Shared food can be a social experience that creates friendships.
Shared food can be a social experience that creates friendships.

Within the last few years, an industry has sprung up aimed at people who don’t know how to cook but yearn to do so. The basic model of such companies is that they deliver kits for making a homemade meal: the ingredients, with any pre-work like peeling or trimming already done, and a set of instructions that includes step by step photographs pretty enough to be in a food magazine.

I tried one of these services a year or two ago, lured by a good coupon deal, and did get some value out of it, but cancelled the subscription before they could start hitting me with the non-coupon costs. For someone utterly foreign to the idea of cooking, these might be useful to show how easy it is to create a tasty meal, or for someone scared of failure, they might build confidence. But the amount of wasteful packaging was striking, and that seems a bad thing to me. I don’t like creating garbage, because among other things, it means I must expend effort taking it out, but also because it’s bad for the planet.

The average American generates 4.3 pounds of garbage per day. That’s over a pound and a half over what the figure was in 1960. So we’ve gotten, overall, less efficient rather than more, while at the same time depending on resources that are diminishing.

Every one of the kits came in cardboard packaging around a styrofoam box with two large ice packs.

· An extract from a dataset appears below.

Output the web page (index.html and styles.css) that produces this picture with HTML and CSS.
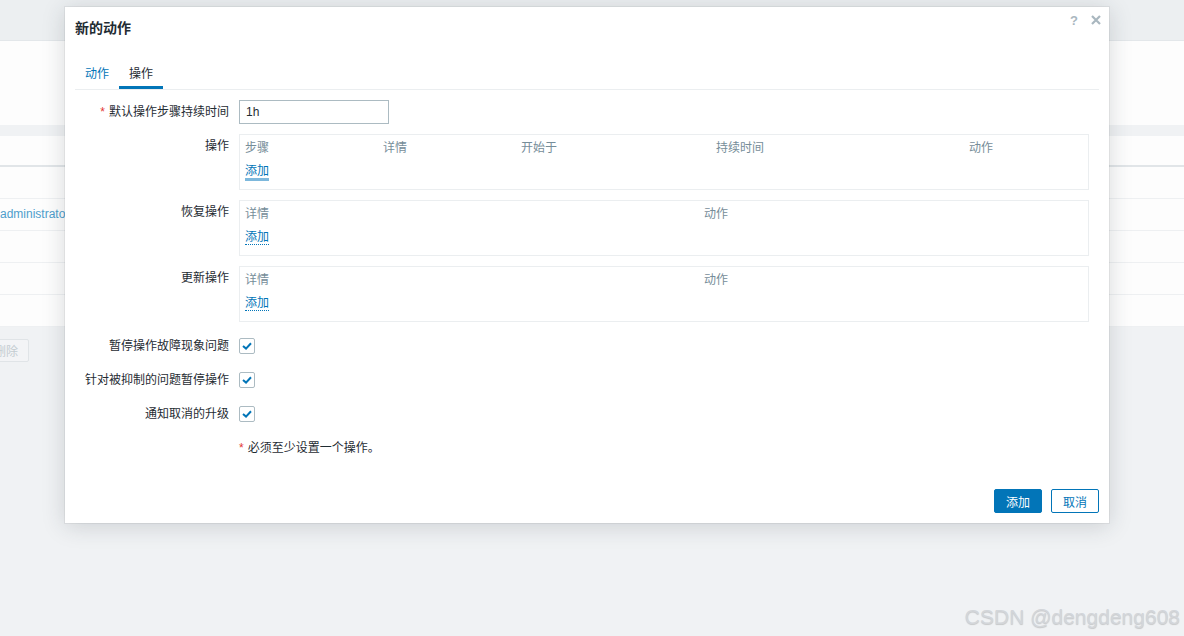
FILE: index.html
```html
<!DOCTYPE html>
<html lang="zh-CN">
<head>
    <meta charset="UTF-8">
    <title>新的动作</title>
    <link rel="stylesheet" href="styles.css">
</head>
<body>

<!--背景页面（被对话框遮住的部分）-->
<div class="page">
    <div class="page_header"></div>
    <div class="page_filter"></div>
    <div class="page_list">
        <div class="list_head"></div>
        <div class="list_row"></div>
        <div class="list_row"><a href="#" class="list_link">administrator</a></div>
        <div class="list_row"></div>
        <div class="list_row"></div>
        <div class="list_row"></div>
    </div>
    <div class="list_foot">
        <button class="btn_disabled" disabled>删除</button>
    </div>
</div>

<!--对话框-->
<div class="dialog">
    <div class="dlg_head">
        <h4 class="dlg_title">新的动作</h4>
        <div class="dlg_tools">
            <span class="dlg_help">?</span>
            <span class="dlg_close">
                <svg width="12" height="12" viewBox="0 0 12 12"><path d="M2 2 L10 10 M10 2 L2 10" stroke="#a9b7bf" stroke-width="2.2"/></svg>
            </span>
        </div>
    </div>

    <div class="tabs">
        <a href="#" class="tab">动作</a>
        <a href="#" class="tab tab_active">操作</a>
    </div>

    <div class="form">
        <label class="f_label req" for="esc_period">默认操作步骤持续时间</label>
        <div class="f_field"><input type="text" id="esc_period" class="f_input" value="1h"></div>

        <label class="f_label">操作</label>
        <div class="f_field">
            <div class="op_box">
                <div class="op_head five">
                    <span>步骤</span><span>详情</span><span>开始于</span><span>持续时间</span><span>动作</span>
                </div>
                <div class="op_add"><a href="#" class="link_focus">添加</a></div>
            </div>
        </div>

        <label class="f_label">恢复操作</label>
        <div class="f_field">
            <div class="op_box">
                <div class="op_head two"><span>详情</span><span>动作</span></div>
                <div class="op_add"><a href="#" class="link_dotted">添加</a></div>
            </div>
        </div>

        <label class="f_label">更新操作</label>
        <div class="f_field">
            <div class="op_box">
                <div class="op_head two"><span>详情</span><span>动作</span></div>
                <div class="op_add"><a href="#" class="link_dotted">添加</a></div>
            </div>
        </div>

        <label class="f_label first_chk">暂停操作故障现象问题</label>
        <div class="f_field first_chk"><span class="chk"><svg width="10" height="8" viewBox="0 0 10 8"><path d="M1 4 L4 6.6 L9 1.2" fill="none" stroke="#0275b8" stroke-width="2"/></svg></span></div>

        <label class="f_label">针对被抑制的问题暂停操作</label>
        <div class="f_field"><span class="chk"><svg width="10" height="8" viewBox="0 0 10 8"><path d="M1 4 L4 6.6 L9 1.2" fill="none" stroke="#0275b8" stroke-width="2"/></svg></span></div>

        <label class="f_label">通知取消的升级</label>
        <div class="f_field"><span class="chk"><svg width="10" height="8" viewBox="0 0 10 8"><path d="M1 4 L4 6.6 L9 1.2" fill="none" stroke="#0275b8" stroke-width="2"/></svg></span></div>

        <span class="f_label"></span>
        <div class="f_field f_text req">必须至少设置一个操作。</div>
    </div>

    <div class="dlg_foot">
        <button class="btn_main">添加</button>
        <button class="btn_alt">取消</button>
    </div>
</div>

<div class="watermark">CSDN @dengdeng608</div>

</body>
</html>
```

FILE: styles.css
```css
*{
    margin: 0px;
    padding: 0px;
    box-sizing: border-box;
}
body{
    width: 1184px;
    height: 636px;
    overflow: hidden;
    position: relative;
    background-color: #f0f2f4;
    font-family: "Liberation Sans", Arial, "Noto Sans CJK SC", sans-serif;
    font-size: 12px;
    color: #1f2c33;
}

/*背景页面*/
.page_header{
    height: 41px;
    background-color: #eceff1;
    border-bottom: 1px solid #e3e7ea;
}
.page_filter{
    height: 84px;
    background-color: #fdfdfd;
}
.page_list{
    margin-top: 11px;
    background-color: #fdfdfd;
}
.list_head{
    height: 31px;
    border-bottom: 2px solid #e1e5e8;
}
.list_row{
    height: 32px;
    line-height: 31px;
    border-bottom: 1px solid #eef0f2;
}
.list_link{
    color: #4f9dcc;
    text-decoration: none;
}
.list_foot{
    padding-top: 12px;
}
.btn_disabled{
    margin-left: -17px;
    height: 23px;
    padding: 0 10px;
    background-color: #f3f4f6;
    border: 1px solid #e0e4e7;
    border-radius: 2px;
    color: #c3ccd1;
    font-family: inherit;
    font-size: 12px;
}

/*对话框*/
.dialog{
    position: absolute;
    left: 65px;
    top: 7px;
    width: 1044px;
    height: 516px;
    background-color: white;
    display: flex;
    flex-direction: column;
    box-shadow: 0 0 0 1px rgba(0, 0, 0, 0.05), 0 3px 22px rgba(40, 50, 60, 0.18);
}
.dlg_head{
    height: 42px;
    display: flex;
    align-items: flex-start;
    padding: 5px 5px 0 10px;
}
.dlg_title{
    margin-top: 7px;
    font-size: 14px;
    line-height: 18px;
    font-weight: bold;
    color: #1f2c33;
}
.dlg_tools{
    margin-left: auto;
    display: flex;
    gap: 6px;
}
.dlg_help,.dlg_close{
    width: 16px;
    height: 16px;
    display: flex;
    align-items: center;
    justify-content: center;
}
.dlg_help{
    font-size: 13px;
    font-weight: bold;
    color: #a9b7bf;
}

.tabs{
    display: flex;
    margin: 0 10px;
    border-bottom: 1px solid #ebeef0;
}
.tab{
    padding: 17px 10px 4px;
    line-height: 16px;
    border-bottom: 3px solid transparent;
    color: #0275b8;
    text-decoration: none;
}
.tab_active{
    color: #1f2c33;
    border-bottom-color: #0275b8;
}

.form{
    margin: 0 10px;
    padding-top: 10px;
    display: grid;
    grid-template-columns: 154px 850px;
    column-gap: 10px;
    row-gap: 10px;
}
.f_label{
    text-align: right;
    line-height: 24px;
    white-space: nowrap;
}
.first_chk{
    margin-top: 2px;
}
.f_text{
    line-height: 24px;
}
.req::before{
    content: "*";
    color: #e33734;
    margin-right: 4px;
}
.f_input{
    width: 150px;
    height: 24px;
    padding: 0 6px;
    border: 1px solid #acbbc2;
    font-family: inherit;
    font-size: 12px;
    color: #1f2c33;
}

.op_box{
    border: 1px solid #ebeef0;
    padding: 5px 5px 10px;
}
.op_head{
    display: grid;
    line-height: 16px;
    color: #768d99;
}
.op_head.five{
    grid-template-columns: 138px 138px 195px 253px 1fr;
}
.op_head.two{
    grid-template-columns: 459px 1fr;
}
.op_add{
    margin-top: 7px;
    line-height: 16px;
}
.op_add a{
    color: #0275b8;
    text-decoration: none;
}
.link_dotted{
    border-bottom: 1px dotted #0275b8;
}
.link_focus{
    border-bottom: 3px solid #7db8dc;
}

.chk{
    margin-top: 4px;
    width: 16px;
    height: 16px;
    border: 1px solid #acbbc2;
    border-radius: 2px;
    display: flex;
    align-items: center;
    justify-content: center;
}

.dlg_foot{
    margin-top: auto;
    display: flex;
    justify-content: flex-end;
    gap: 9px;
    padding: 0 10px 10px;
}
.btn_main,.btn_alt{
    height: 24px;
    padding: 0 11px;
    border: 1px solid #0275b8;
    border-radius: 2px;
    font-family: inherit;
    font-size: 12px;
}
.btn_main{
    background-color: #0275b8;
    color: white;
}
.btn_alt{
    background-color: white;
    color: #0275b8;
}

.watermark{
    position: absolute;
    right: 4px;
    bottom: 7px;
    font-size: 21px;
    color: #d3d6da;
    text-shadow: 0 1px 1px rgba(0, 0, 0, 0.18);
}
```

I stuck a few of those ice packs away for re-use but there are only so many ice packs any household can use and they’re not recyclable because they’re filled with some sort of chemical solution. Every ingredient was packaged separately, down to tiny plastic bottles holding approximately a teaspoon of soy sauce. If I had weighed the garbage against the end result, I would have found the garbage far in excess of the end result.

I think people should know how to cook, because it’s a skill that helps them make their life better in a number of ways. I freely acknowledge that people with few resources will have a harder time cooking, yet be in a position where the practice would benefit them tremendously. Some low-cost appliances can be of much use here, like a rice cooker, hot plate, or toaster oven, but using those efficiently takes skill and knowledge. These kits aren’t going to teach people some important basics, such as how to shop economically/efficiently, how to store ingredients, or how to prepare food.

My grade school taught home economics in 6th grade, in a time benighted enough that girls weren’t allowed to take shop class, because that teacher claimed he was too worried about long hair getting caught in machinery. It was useful stuff: how to plan and cook a meal and how to sew things, mainly. We did have a few boys in there, mainly ones who were there for eating part of cooking practice.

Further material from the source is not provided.